Y aunque tarde e irritándolo aún más, el semáforo termina por ponerse en verde y don Luciano mete pata a fondo, porque sí, porque le da su real gana, porque él es don Luciano Quiroga, y qué, pero ni el Mercedes ni el playboy jalan, ya, sólo meten todos esos ruidos molestos e inútiles, todos esos chirridos y chasquidos, y el cholito descamisado que intentó limpiarle la luna delantera lo sigue mirando, como desde otro mundo.
– ¡Peruano! -le grita, entonces, realmente furibundo, al absorto chiquillo, don Fortunato Quiroga, que se viera presidente, cuando entonces. Hoy por hoy, éste es el peor insulto que un tipo como él puede concebir.
Y mientras el vuelo en que Carlitos Alegre regresa de Salta, vía Buenos Aires, aterriza en el aeropuerto de París, Natalia de Larrea hace el amor frenéticamente con un muchacho casi treinta años menor que ella. Y que se joda Carlitos, al ver que esta vieja de eme todavía los puede encontrar mucho menores que él. El sueño cumplido de esta mujer adorable, y adorada, fuerte como una roca, y débil como la que más, acababa de convertirse en pesadilla, así de golpe, aunque ninguna de sus amigas podría negar que se trataba de un largo proceso interior que sin duda alguna se había ido agravando a medida que Natalia, aún tan hermosa, o siempre tan, tan hermosa, para ser más exactos, se había ido acercando, a pasos agigantados -así lo vivía, lo vive, ella-, a los cincuenta años de edad. El propio Carlitos, siempre tan distraído, y más todavía ahora en que vivía entregado a la ciencia y se había visto convertido en un investigador famosísimo, con tan sólo treinta y tres años de edad, pero que continuaba disparando copas de champán, aunque ahora por los aires del mundo y de continente en continente, como quien dice, no era en absoluto ajeno al drama interno de su adorada leona y qué no hacía por complacerla, la verdad.

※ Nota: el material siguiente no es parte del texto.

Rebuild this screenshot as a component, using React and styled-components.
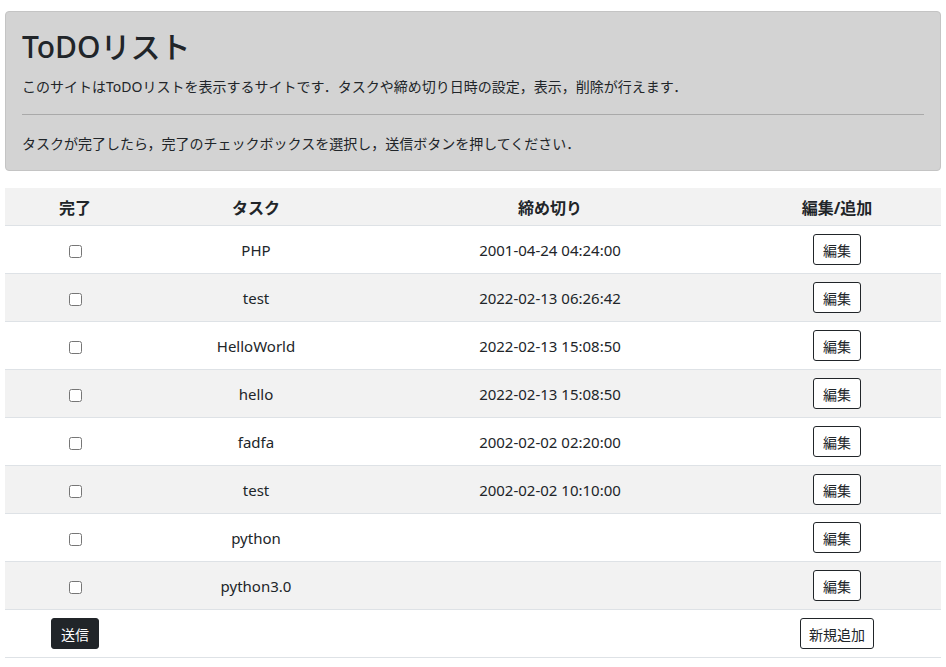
import React from 'react';
import styled, { createGlobalStyle } from 'styled-components';

const GlobalStyle = createGlobalStyle`
    body {
        margin: 0;
        background: #ffffff;
        color: #212529;
        font-family: "Noto Sans", "Noto Sans CJK JP", sans-serif;
    }
`;

const Page = styled.div`
    padding: 11px 5px 0;
`;

const Jumbotron = styled.section`
    background: #d3d3d3;
    border: 1px solid #c4c4c4;
    border-radius: 4px;
    padding: 15px 16px 16px;
`;

const Title = styled.h1`
    margin: 0 0 9px;
    font-size: 30px;
    font-weight: 500;
    line-height: 40px;
`;

const Lead = styled.p`
    margin: 0;
    font-size: 14px;
    line-height: 21px;
`;

const Divider = styled.hr`
    margin: 17px 0 18px;
    border: 0;
    border-top: 1px solid #a9a9a9;
`;

const Table = styled.table`
    width: 100%;
    margin-top: 17px;
    border-collapse: collapse;
    table-layout: fixed;
    text-align: center;
`;

const HeadCell = styled.th`
    height: 37px;
    padding: 0 8px;
    background: #f2f2f2;
    border-bottom: 1px solid #dee2e6;
    font-size: 16px;
    font-weight: 700;
`;

const Row = styled.tr`
    background: ${p => (p.$striped ? '#f2f2f2' : '#ffffff')};
`;

const Cell = styled.td`
    height: 47px;
    padding: 0 8px;
    border-bottom: 1px solid #dee2e6;
    font-size: 15px;
    vertical-align: middle;
`;

const Check = styled.input`
    margin: 0;
    width: 13px;
    height: 13px;
    vertical-align: middle;
`;

const Button = styled.button`
    height: 31px;
    padding: 0 ${p => (p.$wide ? '8px' : '9px')};
    font-family: inherit;
    font-size: 14px;
    color: ${p => (p.$dark ? '#ffffff' : '#212529')};
    background: ${p => (p.$dark ? '#212529' : '#ffffff')};
    border: 1px solid #212529;
    border-radius: 3px;
    cursor: pointer;
`;

const tasks = [
    { name: 'PHP', due: '2001-04-24 04:24:00' },
    { name: 'test', due: '2022-02-13 06:26:42' },
    { name: 'HelloWorld', due: '2022-02-13 15:08:50' },
    { name: 'hello', due: '2022-02-13 15:08:50' },
    { name: 'fadfa', due: '2002-02-02 02:20:00' },
    { name: 'test', due: '2002-02-02 10:10:00' },
    { name: 'python', due: '' },
    { name: 'python3.0', due: '' },
];

const App = () => (
    <Page>
        <GlobalStyle />
        <Jumbotron>
            <Title>ToDOリスト</Title>
            <Lead>このサイトはToDOリストを表示するサイトです．タスクや締め切り日時の設定，表示，削除が行えます．</Lead>
            <Divider />
            <Lead>タスクが完了したら，完了のチェックボックスを選択し，送信ボタンを押してください．</Lead>
        </Jumbotron>
        <Table>
            <colgroup>
                <col style={{ width: 140 }} />
                <col style={{ width: 222 }} />
                <col style={{ width: 366 }} />
                <col style={{ width: 208 }} />
            </colgroup>
            <thead>
                <tr>
                    <HeadCell>完了</HeadCell>
                    <HeadCell>タスク</HeadCell>
                    <HeadCell>締め切り</HeadCell>
                    <HeadCell>編集/追加</HeadCell>
                </tr>
            </thead>
            <tbody>
                {tasks.map((task, i) => (
                    <Row key={i} $striped={i % 2 === 1}>
                        <Cell><Check type="checkbox" /></Cell>
                        <Cell>{task.name}</Cell>
                        <Cell>{task.due}</Cell>
                        <Cell><Button type="button">編集</Button></Cell>
                    </Row>
                ))}
                <Row>
                    <Cell><Button type="submit" $dark>送信</Button></Cell>
                    <Cell />
                    <Cell />
                    <Cell><Button type="button" $wide>新規追加</Button></Cell>
                </Row>
            </tbody>
        </Table>
    </Page>
);

export default App;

Como hace pocos días, justo antes de partir a su congreso de Salta, en que Natalia recordó el día aquel, poco después de conocerse, en que convirtieron en deliciosa alcoba del huerto muchas habitaciones de hoteles mientras jugaban a las despedidas inventadas y los reencuentros de milagro, por el centro de Lima y sus alrededores, para que él se fuera acostumbrando a sus viajes de negocios, y ella se iba cambiando constantemente de trajes y se le aparecía por aquí y se le desaparecía por allá, con gran riesgo de un desencuentro real, como efectivamente sucedió, debido a un pequeño e involuntario error en la trama, que la obligó a ella a correr en busca de un banco, porque se había quedado sin dinero para seguir con su juego, en el Mini Minor rojito para travesuras, ¿te acuerdas, mi amor?